Gender balance of appointmentsThe gender balance of the Fast Stream is roughly equal, though slightly below that of the civil service as a whole. Within different streams, however, the gender balance varies significantly. Women dominate HR and Communications (75% and 67% female respectively) while men dominate Commercial, Digital and Economics (68%, 66% and 64% male respectively). This largely reflects the balance of applications; HR receives twice as many female applicants as male; Commercial, Digital and Economics receive twice as many male.
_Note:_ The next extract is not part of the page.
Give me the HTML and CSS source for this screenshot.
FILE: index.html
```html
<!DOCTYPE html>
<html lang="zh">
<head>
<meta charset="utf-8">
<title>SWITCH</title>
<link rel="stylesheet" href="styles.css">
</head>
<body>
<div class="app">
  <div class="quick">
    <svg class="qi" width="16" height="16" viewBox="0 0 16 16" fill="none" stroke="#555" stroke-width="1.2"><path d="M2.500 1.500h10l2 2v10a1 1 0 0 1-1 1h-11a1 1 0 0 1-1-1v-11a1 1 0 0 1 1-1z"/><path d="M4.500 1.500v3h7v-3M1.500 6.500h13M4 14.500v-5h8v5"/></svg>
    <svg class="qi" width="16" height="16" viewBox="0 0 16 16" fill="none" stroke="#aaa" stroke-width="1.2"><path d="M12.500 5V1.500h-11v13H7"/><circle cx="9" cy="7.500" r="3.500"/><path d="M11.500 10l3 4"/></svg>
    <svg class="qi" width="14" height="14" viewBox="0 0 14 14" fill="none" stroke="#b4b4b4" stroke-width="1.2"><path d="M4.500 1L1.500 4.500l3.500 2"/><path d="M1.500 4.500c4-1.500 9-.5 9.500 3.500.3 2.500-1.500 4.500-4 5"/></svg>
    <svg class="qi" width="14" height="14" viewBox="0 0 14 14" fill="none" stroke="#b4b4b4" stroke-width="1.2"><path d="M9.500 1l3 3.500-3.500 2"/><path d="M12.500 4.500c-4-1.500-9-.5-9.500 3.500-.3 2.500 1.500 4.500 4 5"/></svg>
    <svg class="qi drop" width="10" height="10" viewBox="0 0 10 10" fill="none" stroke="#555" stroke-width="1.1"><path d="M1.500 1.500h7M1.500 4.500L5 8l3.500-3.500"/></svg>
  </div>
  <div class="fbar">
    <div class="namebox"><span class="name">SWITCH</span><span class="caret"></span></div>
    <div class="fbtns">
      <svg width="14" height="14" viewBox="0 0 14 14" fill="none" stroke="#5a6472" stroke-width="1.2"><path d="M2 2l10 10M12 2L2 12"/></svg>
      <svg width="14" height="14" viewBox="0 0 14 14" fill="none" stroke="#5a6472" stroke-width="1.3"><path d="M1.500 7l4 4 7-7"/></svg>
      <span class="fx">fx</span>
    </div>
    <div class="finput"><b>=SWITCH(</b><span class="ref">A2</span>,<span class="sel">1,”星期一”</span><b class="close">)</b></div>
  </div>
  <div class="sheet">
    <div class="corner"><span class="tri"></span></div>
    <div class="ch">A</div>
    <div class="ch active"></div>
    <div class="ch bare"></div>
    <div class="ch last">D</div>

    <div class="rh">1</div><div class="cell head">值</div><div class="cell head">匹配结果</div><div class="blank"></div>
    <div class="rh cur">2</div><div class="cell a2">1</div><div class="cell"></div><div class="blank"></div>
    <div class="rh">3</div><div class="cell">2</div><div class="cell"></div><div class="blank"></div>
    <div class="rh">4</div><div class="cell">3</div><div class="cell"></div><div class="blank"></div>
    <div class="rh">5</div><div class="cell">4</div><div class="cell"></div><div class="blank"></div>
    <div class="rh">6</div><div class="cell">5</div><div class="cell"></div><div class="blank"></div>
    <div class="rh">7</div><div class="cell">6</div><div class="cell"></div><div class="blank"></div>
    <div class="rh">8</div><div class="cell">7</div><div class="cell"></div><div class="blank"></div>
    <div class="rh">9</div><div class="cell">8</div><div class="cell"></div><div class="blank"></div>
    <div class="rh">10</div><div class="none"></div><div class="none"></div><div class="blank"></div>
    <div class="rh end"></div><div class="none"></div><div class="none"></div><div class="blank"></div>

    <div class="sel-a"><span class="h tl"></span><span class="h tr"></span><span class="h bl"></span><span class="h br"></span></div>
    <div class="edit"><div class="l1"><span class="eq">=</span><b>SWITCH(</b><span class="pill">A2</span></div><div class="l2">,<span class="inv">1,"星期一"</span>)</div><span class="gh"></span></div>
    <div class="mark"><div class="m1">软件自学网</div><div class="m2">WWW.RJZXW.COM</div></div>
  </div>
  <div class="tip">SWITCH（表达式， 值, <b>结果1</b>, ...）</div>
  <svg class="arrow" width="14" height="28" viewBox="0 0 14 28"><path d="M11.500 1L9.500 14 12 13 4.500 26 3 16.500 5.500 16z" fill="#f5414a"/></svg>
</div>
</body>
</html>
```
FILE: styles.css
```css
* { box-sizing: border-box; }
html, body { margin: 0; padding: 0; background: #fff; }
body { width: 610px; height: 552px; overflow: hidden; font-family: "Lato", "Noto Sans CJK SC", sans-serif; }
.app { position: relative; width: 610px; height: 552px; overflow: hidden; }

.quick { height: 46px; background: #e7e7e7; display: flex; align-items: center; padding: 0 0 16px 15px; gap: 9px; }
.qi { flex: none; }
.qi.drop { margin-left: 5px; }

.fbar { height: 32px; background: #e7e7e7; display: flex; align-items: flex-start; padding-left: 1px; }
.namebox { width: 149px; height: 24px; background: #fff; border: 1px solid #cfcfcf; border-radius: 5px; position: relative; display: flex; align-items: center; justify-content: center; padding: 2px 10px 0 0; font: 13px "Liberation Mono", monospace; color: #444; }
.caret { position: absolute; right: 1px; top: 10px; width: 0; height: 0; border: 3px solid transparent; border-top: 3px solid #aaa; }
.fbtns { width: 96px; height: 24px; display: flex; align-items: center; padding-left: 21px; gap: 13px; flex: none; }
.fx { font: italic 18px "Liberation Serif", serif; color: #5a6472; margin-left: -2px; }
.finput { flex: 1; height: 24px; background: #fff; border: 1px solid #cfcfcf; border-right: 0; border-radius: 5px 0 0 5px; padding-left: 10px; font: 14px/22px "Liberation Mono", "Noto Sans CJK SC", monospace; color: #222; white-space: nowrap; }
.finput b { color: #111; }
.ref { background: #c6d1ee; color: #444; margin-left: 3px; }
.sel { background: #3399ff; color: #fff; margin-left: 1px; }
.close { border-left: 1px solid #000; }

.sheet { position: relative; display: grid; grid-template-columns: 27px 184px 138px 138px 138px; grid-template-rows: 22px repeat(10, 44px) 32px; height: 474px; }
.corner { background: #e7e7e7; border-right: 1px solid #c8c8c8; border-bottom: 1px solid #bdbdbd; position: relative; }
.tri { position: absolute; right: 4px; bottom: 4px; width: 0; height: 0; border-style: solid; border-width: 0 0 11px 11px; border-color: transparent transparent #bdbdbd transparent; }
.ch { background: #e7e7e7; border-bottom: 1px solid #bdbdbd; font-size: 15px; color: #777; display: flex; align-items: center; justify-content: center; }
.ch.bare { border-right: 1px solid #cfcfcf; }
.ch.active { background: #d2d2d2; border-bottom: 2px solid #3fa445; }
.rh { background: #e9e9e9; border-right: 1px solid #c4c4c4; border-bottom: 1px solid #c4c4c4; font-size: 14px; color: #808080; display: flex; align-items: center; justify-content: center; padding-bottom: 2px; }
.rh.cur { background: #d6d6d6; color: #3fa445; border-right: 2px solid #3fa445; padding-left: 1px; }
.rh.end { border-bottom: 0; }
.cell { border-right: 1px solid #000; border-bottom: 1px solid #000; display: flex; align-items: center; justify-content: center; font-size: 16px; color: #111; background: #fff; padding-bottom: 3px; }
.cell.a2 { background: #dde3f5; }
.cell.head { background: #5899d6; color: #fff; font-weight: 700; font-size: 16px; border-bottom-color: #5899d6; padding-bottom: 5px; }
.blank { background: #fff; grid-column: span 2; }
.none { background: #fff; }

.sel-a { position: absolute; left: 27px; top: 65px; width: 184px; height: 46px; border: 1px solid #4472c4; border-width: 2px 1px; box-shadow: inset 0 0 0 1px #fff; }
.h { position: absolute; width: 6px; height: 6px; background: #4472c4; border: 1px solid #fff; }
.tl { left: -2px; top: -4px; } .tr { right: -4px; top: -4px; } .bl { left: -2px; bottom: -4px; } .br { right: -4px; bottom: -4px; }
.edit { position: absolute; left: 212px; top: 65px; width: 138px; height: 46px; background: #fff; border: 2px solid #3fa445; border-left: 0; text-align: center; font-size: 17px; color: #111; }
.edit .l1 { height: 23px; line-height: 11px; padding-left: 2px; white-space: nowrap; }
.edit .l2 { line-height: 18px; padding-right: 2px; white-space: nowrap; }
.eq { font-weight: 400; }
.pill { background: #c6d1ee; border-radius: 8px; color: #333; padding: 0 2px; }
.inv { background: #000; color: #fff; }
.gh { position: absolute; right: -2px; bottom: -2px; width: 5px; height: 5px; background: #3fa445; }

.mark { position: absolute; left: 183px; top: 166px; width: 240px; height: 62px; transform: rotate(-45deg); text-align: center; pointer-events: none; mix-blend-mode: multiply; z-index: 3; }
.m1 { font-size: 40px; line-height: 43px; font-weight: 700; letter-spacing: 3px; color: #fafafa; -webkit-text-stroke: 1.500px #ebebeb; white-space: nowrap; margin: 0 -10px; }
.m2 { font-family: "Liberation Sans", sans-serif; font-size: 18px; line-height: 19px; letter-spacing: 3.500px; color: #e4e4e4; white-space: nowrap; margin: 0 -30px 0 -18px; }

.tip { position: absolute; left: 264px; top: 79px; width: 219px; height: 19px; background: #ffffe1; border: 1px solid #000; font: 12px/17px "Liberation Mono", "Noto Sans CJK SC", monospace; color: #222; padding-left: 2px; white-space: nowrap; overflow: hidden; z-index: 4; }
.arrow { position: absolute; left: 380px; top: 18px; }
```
Since 2014, the Fast Stream has continued to grow in size and diversity, helping improve the representation of different social groups across the civil service as a whole. On some metrics, such as representation of disabled people and women, the Fast Stream performs particularly well. However, in terms of university and socio-economic background, more work needs to be done. If the civil service hopes to effectively govern in future, its leaders must accurately represent modern Britain.
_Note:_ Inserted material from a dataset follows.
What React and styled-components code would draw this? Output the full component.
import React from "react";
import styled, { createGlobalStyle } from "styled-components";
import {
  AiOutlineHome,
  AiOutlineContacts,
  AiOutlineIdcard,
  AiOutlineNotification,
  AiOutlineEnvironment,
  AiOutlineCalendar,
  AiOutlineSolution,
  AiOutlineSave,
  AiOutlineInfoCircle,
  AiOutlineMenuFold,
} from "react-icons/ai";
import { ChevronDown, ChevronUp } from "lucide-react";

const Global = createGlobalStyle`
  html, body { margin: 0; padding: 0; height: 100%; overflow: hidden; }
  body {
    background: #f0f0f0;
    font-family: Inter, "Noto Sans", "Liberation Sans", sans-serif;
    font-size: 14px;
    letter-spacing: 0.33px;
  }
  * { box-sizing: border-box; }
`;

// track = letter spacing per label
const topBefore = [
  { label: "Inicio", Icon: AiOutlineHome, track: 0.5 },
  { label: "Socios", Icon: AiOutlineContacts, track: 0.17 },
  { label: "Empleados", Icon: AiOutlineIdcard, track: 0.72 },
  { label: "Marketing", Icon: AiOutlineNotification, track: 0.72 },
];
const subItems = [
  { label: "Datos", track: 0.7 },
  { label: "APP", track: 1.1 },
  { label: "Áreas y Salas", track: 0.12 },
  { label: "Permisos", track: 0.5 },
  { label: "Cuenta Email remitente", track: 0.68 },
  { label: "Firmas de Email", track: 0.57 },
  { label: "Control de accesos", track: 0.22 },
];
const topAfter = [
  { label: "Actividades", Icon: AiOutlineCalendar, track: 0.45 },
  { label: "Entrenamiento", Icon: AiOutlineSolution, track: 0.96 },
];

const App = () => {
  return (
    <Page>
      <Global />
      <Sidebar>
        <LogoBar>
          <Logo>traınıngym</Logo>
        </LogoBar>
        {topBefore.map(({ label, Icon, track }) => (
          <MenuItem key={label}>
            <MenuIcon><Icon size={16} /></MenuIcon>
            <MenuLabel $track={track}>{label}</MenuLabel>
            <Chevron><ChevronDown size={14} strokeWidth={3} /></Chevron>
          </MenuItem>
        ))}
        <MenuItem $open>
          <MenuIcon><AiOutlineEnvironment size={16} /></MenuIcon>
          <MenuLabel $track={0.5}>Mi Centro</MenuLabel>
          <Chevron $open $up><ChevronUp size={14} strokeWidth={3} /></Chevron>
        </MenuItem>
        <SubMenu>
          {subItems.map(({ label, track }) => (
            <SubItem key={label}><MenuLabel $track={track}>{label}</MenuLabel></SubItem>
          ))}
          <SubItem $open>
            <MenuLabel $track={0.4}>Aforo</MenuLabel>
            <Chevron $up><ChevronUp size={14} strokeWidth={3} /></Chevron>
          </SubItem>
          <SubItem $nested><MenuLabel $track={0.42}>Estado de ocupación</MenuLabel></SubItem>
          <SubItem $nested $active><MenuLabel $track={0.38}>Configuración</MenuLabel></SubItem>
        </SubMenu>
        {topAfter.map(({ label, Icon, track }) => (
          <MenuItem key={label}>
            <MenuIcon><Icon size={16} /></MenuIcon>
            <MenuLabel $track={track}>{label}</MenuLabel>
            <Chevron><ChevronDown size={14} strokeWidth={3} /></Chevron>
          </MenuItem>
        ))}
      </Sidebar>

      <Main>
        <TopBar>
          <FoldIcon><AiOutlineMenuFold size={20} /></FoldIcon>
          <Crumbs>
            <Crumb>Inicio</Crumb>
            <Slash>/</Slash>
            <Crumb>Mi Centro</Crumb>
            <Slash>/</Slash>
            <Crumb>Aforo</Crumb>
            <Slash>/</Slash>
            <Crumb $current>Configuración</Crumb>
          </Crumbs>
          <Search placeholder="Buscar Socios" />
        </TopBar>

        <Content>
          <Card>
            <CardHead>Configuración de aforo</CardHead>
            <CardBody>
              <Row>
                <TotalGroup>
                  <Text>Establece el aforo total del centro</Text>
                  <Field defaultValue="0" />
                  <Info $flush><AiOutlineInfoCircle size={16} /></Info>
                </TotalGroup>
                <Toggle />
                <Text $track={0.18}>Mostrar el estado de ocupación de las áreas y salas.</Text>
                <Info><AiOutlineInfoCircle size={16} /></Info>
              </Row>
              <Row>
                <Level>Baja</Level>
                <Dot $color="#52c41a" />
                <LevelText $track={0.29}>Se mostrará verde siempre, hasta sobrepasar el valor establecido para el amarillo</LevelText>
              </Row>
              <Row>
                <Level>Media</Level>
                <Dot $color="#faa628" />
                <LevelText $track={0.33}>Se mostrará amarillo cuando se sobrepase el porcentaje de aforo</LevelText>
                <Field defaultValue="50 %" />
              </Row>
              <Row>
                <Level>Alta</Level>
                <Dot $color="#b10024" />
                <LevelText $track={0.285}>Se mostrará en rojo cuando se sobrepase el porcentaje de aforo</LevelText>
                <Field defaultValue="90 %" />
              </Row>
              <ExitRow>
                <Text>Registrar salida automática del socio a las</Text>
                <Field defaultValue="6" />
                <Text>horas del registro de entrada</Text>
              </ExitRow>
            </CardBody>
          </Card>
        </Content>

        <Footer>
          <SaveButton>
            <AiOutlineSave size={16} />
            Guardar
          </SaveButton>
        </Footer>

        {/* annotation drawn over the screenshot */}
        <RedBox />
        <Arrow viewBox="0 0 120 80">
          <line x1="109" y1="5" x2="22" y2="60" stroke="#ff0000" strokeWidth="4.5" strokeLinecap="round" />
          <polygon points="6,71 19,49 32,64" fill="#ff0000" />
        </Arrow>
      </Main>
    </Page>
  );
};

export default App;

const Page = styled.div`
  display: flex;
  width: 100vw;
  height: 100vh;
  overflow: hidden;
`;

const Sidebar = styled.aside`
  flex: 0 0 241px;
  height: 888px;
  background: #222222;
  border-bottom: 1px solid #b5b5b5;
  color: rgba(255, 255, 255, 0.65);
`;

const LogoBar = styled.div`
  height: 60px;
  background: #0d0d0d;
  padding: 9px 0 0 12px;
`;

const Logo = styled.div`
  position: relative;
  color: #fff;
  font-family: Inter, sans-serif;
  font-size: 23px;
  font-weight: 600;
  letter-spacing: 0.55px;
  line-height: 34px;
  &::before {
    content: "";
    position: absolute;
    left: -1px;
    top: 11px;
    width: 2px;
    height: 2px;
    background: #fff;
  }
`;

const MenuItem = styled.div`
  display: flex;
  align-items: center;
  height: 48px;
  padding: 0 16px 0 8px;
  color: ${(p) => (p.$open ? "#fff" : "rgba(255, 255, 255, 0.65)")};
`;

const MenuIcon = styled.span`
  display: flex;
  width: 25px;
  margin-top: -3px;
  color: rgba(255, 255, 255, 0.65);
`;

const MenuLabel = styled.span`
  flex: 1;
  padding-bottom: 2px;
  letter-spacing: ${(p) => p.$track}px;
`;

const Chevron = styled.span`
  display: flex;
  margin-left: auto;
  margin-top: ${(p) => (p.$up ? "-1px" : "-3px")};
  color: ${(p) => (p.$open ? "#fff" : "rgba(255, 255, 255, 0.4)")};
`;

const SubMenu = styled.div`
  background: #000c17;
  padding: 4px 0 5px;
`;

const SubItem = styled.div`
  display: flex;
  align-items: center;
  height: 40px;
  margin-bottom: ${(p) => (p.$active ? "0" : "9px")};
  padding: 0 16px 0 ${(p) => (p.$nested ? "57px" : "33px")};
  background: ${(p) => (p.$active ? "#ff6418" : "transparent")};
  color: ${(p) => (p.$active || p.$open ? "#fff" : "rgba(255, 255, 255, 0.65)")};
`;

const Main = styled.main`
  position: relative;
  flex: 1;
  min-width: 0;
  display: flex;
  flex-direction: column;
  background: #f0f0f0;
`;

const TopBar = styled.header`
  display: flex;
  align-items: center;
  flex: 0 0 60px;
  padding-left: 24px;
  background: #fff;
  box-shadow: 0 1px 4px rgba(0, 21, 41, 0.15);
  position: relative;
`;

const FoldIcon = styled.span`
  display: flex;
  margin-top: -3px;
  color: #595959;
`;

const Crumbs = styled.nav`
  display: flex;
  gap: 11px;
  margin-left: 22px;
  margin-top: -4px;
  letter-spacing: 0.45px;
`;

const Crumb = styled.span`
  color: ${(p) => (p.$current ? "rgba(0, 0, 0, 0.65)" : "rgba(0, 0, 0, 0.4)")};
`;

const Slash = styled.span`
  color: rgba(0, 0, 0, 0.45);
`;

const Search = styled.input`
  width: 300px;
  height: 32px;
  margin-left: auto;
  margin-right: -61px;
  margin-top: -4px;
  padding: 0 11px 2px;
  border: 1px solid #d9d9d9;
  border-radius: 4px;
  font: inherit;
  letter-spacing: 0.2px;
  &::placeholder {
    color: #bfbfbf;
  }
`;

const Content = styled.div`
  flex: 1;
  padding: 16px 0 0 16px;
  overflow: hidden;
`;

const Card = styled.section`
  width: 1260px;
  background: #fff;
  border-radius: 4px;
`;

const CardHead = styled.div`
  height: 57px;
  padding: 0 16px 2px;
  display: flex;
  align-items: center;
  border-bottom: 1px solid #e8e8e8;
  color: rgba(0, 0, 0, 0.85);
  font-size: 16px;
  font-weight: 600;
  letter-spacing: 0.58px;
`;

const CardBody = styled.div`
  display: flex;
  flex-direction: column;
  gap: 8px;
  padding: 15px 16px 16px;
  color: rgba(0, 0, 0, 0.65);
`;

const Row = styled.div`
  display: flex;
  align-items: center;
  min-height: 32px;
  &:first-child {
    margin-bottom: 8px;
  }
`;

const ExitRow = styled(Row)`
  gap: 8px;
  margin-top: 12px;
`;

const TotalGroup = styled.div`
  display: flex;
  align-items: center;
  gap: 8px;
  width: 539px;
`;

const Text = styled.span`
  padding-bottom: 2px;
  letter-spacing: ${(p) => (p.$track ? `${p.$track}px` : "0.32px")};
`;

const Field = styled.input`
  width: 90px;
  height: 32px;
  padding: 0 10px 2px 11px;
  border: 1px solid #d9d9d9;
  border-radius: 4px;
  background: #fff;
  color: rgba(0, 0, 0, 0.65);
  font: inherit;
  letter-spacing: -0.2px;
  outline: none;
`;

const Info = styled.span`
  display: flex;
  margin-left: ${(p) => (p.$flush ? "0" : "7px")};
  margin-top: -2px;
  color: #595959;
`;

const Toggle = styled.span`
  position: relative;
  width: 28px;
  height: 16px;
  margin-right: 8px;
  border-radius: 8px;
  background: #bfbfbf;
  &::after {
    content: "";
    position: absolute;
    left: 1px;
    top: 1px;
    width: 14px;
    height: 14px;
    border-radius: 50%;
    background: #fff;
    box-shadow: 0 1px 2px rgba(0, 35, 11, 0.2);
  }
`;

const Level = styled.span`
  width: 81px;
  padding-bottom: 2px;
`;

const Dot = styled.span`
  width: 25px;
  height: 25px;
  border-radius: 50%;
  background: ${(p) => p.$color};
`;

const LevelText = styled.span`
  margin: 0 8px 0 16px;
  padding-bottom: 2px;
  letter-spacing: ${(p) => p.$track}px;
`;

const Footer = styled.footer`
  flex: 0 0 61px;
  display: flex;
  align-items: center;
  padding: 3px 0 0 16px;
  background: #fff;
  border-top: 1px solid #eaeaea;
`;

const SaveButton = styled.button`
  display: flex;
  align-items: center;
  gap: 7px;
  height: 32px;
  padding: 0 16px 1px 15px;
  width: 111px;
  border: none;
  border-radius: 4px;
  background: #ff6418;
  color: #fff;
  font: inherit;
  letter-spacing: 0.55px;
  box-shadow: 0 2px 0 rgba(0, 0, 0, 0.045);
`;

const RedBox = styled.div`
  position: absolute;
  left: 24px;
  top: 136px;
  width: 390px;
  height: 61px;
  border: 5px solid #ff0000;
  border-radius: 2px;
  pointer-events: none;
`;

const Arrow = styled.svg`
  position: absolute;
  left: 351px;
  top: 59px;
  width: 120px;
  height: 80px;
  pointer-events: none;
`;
Perhaps the Civil Service Fast Stream needs to take account of location of assessment centres and the well known assumption that at least one placement should be in London. If we are looking at diverse characteristics, older mature graduates, disabled and carers can have difficulties travelling long distances to assessment centres and may have existing commitments or other difficulties in taking placements far away from where they live.
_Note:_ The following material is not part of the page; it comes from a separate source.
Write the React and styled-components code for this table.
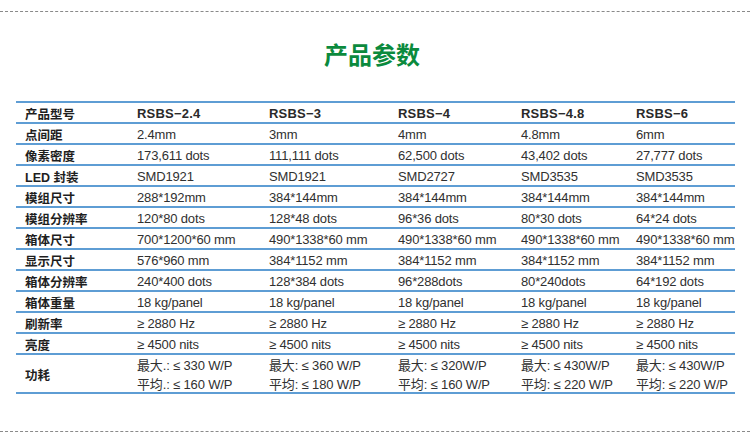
import React from 'react';
import styled, { createGlobalStyle } from 'styled-components';

const GlobalStyle = createGlobalStyle`
  body {
    margin: 0;
    background: #fff;
    font-family: "Liberation Sans", "Noto Sans CJK SC", sans-serif;
  }
`;

const Page = styled.div`
  width: 750px;
  height: 440px;
  padding-top: 11px;
  box-sizing: border-box;
  display: flex;
  flex-direction: column;
`;

const Dashed = styled.div`
  height: 0;
  border-top: 1px dashed #8a8a8a;
  margin-top: ${(p) => p.$top || 0}px;
`;

const Title = styled.h1`
  margin: 27px 0 0;
  height: 30px;
  line-height: 30px;
  text-align: center;
  font-size: 24px;
  font-weight: 700;
  color: #0b8a3d;
  font-family: "Noto Sans CJK SC", sans-serif;
  padding-right: 6px;
`;

const Table = styled.div`
  margin: 32px 0 0 16px;
  width: 719px;
  border-top: 2px solid #5e9dd4;
`;

const Row = styled.div`
  display: grid;
  grid-template-columns: 121px 132px 129px 123px 115px 99px;
  height: ${(p) => p.$h || 19}px;
  align-items: center;
  border-bottom: 2px solid #5e9dd4;
`;

const Label = styled.div`
  padding-left: 9px;
  font-size: 12.5px;
  font-weight: 700;
  color: #1e1e1e;
  white-space: nowrap;
`;

const Cell = styled.div`
  font-size: 13px;
  letter-spacing: ${(p) => (p.$head ? '0.2px' : '-0.15px')};
  color: ${(p) => (p.$head ? '#2a2a2a' : '#303030')};
  font-weight: ${(p) => (p.$head ? 700 : 400)};
  white-space: nowrap;
  line-height: 19px;
  padding-top: 1px;
`;

const head = ['RSBS−2.4', 'RSBS−3', 'RSBS−4', 'RSBS−4.8', 'RSBS−6'];

const rows = [
  ['点间距', ['2.4mm', '3mm', '4mm', '4.8mm', '6mm']],
  ['像素密度', ['173,611 dots', '111,111 dots', '62,500 dots', '43,402 dots', '27,777 dots']],
  ['LED 封装', ['SMD1921', 'SMD1921', 'SMD2727', 'SMD3535', 'SMD3535']],
  ['模组尺寸', ['288*192mm', '384*144mm', '384*144mm', '384*144mm', '384*144mm']],
  ['模组分辨率', ['120*80 dots', '128*48 dots', '96*36 dots', '80*30 dots', '64*24 dots']],
  ['箱体尺寸', ['700*1200*60 mm', '490*1338*60 mm', '490*1338*60 mm', '490*1338*60 mm', '490*1338*60 mm']],
  ['显示尺寸', ['576*960 mm', '384*1152 mm', '384*1152 mm', '384*1152 mm', '384*1152 mm']],
  ['箱体分辨率', ['240*400 dots', '128*384 dots', '96*288dots', '80*240dots', '64*192 dots']],
  ['箱体重量', ['18 kg/panel', '18 kg/panel', '18 kg/panel', '18 kg/panel', '18 kg/panel']],
  ['刷新率', ['≥ 2880 Hz', '≥ 2880 Hz', '≥ 2880 Hz', '≥ 2880 Hz', '≥ 2880 Hz']],
  ['亮度', ['≥ 4500 nits', '≥ 4500 nits', '≥ 4500 nits', '≥ 4500 nits', '≥ 4500 nits']],
];

const power = [
  ['最大.: ≤ 330 W/P', '平均.: ≤ 160 W/P'],
  ['最大: ≤ 360 W/P', '平均: ≤ 180 W/P'],
  ['最大: ≤ 320W/P', '平均: ≤ 160 W/P'],
  ['最大: ≤ 430W/P', '平均: ≤ 220 W/P'],
  ['最大: ≤ 430W/P', '平均: ≤ 220 W/P'],
];

export default function App() {
  return (
    <Page>
      <GlobalStyle />
      <Dashed />
      <Title>产品参数</Title>
      <Table>
        <Row>
          <Label>产品型号</Label>
          {head.map((h) => (
            <Cell key={h} $head>{h}</Cell>
          ))}
        </Row>
        {rows.map(([label, vals]) => (
          <Row key={label}>
            <Label>{label}</Label>
            {vals.map((v, i) => (
              <Cell key={i}>{v}</Cell>
            ))}
          </Row>
        ))}
        <Row $h={37}>
          <Label>功耗</Label>
          {power.map((p, i) => (
            <Cell key={i}>
              {p[0]}
              <br />
              {p[1]}
            </Cell>
          ))}
        </Row>
      </Table>
      <Dashed $top={37} />
    </Page>
  );
}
The Civil Service Fast Stream from this year has added a Newcastle assessment centre, with a possibility of more in the future

They did, but not to any sensible benefit.
Candidates who live in the South West of England are now sent to Newcastle rather than London, making it unaffordable for the poor and unfeasible for those who work full-time or have caring responsibilities. Although it's not surprising really, considering that most of the civil servants in Whitehall have probably never left the M25 in their life and have no idea where either Newcastle of Bristol even are.

The fact that only 4% of Fast Streamers are from working class backgrounds isn't surprising:

1) That the vast majority of placements are in London, and working-class people are more likely to have caring/family requirements meaning they can't relocate.

2) The starting salary of £28,000 is also not enough to live London unless 'daddy' has a flat you can stay in or can help you with your rent. Working-class candidates are also far more likely to have existing financial commitments such as Debt or obligations to support family members.

What would be interesting would be to see the difference in the drop-our rate for successful applicants for Working Class compared to Non-Working class, my impression is that you would see a much higher rate amongst working-class Fast Streamers like me who are made to feel extremely uncomfortable and unwelcome in this stifling class-ist old-boys club that is the 'Diverse Modern Fast Stream' that is entirely centred on one very far away City, meaning if you're a working class non-London candidate you're about as big of a pariah as could possibly be.

I attended the assessment center in Newcastle and it shouldn't deter candidates from lower income background because they paid for my transport and accommodation, same for all candidates! Some where even flown over.